%%
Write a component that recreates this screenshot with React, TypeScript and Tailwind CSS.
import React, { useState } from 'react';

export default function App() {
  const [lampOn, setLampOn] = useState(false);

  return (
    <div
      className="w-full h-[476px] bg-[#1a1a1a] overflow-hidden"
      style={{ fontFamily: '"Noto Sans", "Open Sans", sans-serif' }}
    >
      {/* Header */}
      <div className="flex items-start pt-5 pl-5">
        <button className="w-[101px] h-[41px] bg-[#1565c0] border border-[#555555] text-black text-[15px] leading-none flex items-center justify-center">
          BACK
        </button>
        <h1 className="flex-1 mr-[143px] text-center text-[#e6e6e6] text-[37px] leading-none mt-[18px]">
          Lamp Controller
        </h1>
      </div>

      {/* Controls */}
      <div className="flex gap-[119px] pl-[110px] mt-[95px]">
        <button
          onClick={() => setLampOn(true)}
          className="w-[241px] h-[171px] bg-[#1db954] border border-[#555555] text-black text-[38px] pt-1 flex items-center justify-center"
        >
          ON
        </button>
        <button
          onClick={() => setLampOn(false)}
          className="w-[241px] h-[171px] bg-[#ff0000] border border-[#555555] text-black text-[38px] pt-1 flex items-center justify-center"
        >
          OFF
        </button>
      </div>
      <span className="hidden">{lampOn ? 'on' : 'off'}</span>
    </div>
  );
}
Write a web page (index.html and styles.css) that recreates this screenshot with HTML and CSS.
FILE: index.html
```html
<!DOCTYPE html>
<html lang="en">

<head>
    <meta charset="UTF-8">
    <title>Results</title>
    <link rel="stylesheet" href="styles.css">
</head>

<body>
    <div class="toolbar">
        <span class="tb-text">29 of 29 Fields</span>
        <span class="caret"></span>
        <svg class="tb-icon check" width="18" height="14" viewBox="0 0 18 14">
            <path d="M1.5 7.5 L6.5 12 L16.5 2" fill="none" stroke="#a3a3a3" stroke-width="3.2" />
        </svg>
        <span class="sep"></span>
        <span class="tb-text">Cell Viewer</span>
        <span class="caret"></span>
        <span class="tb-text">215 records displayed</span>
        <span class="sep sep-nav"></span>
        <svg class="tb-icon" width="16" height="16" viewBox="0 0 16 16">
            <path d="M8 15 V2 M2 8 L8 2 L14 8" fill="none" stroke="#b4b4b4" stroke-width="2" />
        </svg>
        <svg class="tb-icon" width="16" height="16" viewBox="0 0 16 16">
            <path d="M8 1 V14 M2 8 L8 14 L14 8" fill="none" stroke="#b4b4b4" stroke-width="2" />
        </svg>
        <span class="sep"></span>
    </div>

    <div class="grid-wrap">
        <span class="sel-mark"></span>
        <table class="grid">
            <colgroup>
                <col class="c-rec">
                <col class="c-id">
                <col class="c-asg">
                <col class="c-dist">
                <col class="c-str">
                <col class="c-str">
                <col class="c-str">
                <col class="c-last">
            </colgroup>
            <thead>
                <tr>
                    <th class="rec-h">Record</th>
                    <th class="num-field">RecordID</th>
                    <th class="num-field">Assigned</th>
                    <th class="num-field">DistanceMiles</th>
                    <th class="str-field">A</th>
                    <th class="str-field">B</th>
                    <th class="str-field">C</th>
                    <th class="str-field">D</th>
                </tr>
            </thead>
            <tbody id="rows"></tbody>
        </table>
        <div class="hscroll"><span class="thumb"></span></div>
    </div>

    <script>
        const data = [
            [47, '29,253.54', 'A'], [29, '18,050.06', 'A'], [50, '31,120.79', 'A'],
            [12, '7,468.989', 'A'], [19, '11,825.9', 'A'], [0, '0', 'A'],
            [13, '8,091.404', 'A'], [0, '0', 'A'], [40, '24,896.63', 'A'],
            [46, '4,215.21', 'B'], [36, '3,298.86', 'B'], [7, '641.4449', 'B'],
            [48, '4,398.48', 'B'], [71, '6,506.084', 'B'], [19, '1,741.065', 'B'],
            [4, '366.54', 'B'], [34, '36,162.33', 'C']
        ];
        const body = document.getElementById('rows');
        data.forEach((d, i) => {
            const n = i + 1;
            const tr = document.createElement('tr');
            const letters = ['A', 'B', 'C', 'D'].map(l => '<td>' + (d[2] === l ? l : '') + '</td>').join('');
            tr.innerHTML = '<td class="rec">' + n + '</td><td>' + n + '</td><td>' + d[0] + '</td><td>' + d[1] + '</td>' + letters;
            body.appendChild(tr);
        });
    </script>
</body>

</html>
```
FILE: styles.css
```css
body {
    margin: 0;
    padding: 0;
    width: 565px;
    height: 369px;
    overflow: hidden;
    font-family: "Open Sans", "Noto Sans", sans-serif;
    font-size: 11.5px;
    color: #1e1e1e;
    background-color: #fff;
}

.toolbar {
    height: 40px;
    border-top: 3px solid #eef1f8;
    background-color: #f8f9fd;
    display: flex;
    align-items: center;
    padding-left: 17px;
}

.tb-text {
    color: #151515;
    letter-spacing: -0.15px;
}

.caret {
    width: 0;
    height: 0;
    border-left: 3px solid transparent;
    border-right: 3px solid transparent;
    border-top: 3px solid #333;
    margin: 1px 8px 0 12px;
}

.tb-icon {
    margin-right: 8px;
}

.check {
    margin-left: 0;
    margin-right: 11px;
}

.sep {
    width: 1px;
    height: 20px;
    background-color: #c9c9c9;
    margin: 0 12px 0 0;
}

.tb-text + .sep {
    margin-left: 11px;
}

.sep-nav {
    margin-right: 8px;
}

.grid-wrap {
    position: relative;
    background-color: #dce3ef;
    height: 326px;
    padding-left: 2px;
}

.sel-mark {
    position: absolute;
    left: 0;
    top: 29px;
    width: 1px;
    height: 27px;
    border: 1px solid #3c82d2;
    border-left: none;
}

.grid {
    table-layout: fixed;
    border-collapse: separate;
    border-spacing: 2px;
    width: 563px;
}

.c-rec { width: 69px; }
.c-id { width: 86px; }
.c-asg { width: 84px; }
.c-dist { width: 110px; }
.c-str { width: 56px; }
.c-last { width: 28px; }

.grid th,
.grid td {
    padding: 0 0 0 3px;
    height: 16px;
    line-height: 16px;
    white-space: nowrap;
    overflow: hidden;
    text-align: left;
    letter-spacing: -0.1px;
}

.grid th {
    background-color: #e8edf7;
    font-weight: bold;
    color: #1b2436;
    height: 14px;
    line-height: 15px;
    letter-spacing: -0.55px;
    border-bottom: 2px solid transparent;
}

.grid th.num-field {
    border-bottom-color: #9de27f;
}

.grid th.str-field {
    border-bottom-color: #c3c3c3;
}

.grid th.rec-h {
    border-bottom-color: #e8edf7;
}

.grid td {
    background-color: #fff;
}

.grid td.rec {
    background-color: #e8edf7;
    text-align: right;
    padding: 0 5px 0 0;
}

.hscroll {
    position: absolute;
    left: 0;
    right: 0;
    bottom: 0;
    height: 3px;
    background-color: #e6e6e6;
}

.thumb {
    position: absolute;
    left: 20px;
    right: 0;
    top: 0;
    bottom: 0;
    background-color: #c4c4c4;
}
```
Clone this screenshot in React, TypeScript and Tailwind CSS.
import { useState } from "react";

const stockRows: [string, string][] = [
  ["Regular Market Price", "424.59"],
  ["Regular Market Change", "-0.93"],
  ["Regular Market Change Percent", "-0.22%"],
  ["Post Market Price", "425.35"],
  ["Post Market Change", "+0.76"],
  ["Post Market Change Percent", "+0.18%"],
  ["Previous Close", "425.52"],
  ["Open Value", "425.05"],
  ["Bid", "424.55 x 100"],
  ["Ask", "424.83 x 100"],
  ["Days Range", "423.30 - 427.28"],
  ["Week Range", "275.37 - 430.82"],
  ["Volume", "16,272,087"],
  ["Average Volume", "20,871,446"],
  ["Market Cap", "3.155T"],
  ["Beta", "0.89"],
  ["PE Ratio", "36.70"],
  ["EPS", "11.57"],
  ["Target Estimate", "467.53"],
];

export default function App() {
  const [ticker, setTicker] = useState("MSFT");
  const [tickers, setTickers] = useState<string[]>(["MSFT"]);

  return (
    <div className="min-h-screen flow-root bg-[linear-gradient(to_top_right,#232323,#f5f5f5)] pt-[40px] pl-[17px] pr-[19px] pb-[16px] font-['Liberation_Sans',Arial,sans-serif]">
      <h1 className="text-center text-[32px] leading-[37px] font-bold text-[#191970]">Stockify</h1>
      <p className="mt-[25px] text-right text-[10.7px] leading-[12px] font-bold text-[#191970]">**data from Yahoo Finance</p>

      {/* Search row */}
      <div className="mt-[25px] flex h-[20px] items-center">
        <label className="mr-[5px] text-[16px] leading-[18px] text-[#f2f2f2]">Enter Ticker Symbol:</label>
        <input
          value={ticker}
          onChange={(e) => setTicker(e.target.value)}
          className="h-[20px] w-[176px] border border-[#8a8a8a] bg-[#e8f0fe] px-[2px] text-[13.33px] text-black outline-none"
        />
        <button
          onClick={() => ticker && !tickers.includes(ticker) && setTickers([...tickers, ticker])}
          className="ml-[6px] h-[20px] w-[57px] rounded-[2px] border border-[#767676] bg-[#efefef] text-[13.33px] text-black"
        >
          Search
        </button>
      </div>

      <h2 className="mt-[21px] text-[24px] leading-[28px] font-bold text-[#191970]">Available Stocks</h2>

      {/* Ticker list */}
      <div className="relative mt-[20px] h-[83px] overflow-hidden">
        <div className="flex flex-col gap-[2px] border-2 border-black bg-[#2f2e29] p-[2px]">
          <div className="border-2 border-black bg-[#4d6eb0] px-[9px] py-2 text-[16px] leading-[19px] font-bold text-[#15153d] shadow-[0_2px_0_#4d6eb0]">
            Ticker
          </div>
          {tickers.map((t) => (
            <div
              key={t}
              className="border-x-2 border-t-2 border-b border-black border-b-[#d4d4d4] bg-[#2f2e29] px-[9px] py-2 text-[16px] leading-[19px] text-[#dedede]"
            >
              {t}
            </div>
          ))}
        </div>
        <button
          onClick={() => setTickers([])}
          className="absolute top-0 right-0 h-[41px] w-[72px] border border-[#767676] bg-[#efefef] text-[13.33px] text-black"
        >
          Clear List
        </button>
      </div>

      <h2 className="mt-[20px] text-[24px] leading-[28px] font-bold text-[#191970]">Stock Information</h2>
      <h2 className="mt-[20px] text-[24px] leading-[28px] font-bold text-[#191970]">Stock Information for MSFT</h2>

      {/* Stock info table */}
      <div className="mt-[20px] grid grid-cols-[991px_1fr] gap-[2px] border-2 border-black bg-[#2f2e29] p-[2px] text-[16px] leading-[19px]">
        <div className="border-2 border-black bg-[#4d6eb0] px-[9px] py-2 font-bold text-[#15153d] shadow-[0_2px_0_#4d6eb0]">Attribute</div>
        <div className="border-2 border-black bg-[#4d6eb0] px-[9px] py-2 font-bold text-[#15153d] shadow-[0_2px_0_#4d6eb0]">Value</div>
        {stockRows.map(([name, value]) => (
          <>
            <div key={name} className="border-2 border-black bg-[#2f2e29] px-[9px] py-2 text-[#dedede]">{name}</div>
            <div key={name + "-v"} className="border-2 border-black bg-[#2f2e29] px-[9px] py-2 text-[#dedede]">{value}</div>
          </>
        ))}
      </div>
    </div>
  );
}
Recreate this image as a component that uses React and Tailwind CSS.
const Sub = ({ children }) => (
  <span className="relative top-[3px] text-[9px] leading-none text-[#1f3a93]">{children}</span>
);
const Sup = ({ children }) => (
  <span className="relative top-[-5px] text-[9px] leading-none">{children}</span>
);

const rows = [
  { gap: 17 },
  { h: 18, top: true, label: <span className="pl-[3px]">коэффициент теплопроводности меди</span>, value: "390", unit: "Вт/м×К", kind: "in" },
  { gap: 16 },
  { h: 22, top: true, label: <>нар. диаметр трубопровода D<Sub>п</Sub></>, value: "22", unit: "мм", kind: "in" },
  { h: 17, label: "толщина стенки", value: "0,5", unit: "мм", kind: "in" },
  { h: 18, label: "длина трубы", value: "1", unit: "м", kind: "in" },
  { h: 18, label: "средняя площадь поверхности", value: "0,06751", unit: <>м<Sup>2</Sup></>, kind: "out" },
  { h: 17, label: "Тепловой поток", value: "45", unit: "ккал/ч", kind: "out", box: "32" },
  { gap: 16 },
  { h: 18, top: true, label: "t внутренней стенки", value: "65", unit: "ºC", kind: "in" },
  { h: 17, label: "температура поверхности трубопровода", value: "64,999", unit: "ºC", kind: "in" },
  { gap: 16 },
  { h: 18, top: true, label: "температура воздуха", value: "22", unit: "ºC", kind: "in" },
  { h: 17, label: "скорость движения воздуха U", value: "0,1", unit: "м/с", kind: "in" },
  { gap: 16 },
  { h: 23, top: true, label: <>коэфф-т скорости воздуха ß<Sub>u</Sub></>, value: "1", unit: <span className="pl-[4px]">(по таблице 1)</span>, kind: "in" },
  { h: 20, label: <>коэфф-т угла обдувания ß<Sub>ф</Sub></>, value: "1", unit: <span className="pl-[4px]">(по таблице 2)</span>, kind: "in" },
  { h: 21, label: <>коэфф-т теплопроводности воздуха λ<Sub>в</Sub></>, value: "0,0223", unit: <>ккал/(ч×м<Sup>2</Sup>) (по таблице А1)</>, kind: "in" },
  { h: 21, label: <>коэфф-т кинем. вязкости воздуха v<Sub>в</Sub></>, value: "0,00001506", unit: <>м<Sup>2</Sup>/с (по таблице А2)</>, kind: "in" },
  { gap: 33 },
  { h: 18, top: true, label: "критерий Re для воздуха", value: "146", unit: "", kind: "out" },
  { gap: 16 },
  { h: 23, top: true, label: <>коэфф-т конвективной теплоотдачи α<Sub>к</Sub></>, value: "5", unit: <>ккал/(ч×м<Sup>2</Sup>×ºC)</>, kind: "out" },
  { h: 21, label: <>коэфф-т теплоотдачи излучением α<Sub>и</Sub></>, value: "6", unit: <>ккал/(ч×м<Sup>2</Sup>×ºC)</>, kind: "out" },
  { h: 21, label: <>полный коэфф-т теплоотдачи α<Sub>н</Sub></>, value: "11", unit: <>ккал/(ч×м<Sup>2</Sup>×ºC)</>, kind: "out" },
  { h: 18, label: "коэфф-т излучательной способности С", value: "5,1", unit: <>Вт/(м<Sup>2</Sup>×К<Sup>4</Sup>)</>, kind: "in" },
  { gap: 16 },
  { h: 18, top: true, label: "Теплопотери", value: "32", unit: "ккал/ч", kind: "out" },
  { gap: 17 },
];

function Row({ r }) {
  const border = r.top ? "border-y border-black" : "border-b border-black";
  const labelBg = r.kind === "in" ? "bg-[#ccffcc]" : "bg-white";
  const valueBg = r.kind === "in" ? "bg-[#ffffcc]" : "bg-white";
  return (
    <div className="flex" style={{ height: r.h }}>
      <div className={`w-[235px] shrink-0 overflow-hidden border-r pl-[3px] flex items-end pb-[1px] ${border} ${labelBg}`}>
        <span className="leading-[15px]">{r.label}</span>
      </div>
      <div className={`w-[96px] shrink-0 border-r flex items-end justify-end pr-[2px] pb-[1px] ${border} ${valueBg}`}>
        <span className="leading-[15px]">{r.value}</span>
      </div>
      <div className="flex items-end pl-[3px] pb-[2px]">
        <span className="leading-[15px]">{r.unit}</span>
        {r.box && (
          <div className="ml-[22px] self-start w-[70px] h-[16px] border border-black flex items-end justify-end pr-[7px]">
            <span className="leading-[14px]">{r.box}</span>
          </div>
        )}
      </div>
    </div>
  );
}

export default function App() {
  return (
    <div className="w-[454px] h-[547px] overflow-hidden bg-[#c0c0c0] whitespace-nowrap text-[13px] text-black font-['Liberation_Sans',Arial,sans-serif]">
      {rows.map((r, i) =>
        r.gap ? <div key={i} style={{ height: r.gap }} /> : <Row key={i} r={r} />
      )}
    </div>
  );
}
%%
Work to complete: From the records above, print exactly the lines that run from the line with "Clone this screenshot" to the line with "const [tickers, setTickers]", inclusive.

The answer:
Clone this screenshot in React, TypeScript and Tailwind CSS.
import { useState } from "react";

const stockRows: [string, string][] = [
  ["Regular Market Price", "424.59"],
  ["Regular Market Change", "-0.93"],
  ["Regular Market Change Percent", "-0.22%"],
  ["Post Market Price", "425.35"],
  ["Post Market Change", "+0.76"],
  ["Post Market Change Percent", "+0.18%"],
  ["Previous Close", "425.52"],
  ["Open Value", "425.05"],
  ["Bid", "424.55 x 100"],
  ["Ask", "424.83 x 100"],
  ["Days Range", "423.30 - 427.28"],
  ["Week Range", "275.37 - 430.82"],
  ["Volume", "16,272,087"],
  ["Average Volume", "20,871,446"],
  ["Market Cap", "3.155T"],
  ["Beta", "0.89"],
  ["PE Ratio", "36.70"],
  ["EPS", "11.57"],
  ["Target Estimate", "467.53"],
];

export default function App() {
  const [ticker, setTicker] = useState("MSFT");
  const [tickers, setTickers] = useState<string[]>(["MSFT"]);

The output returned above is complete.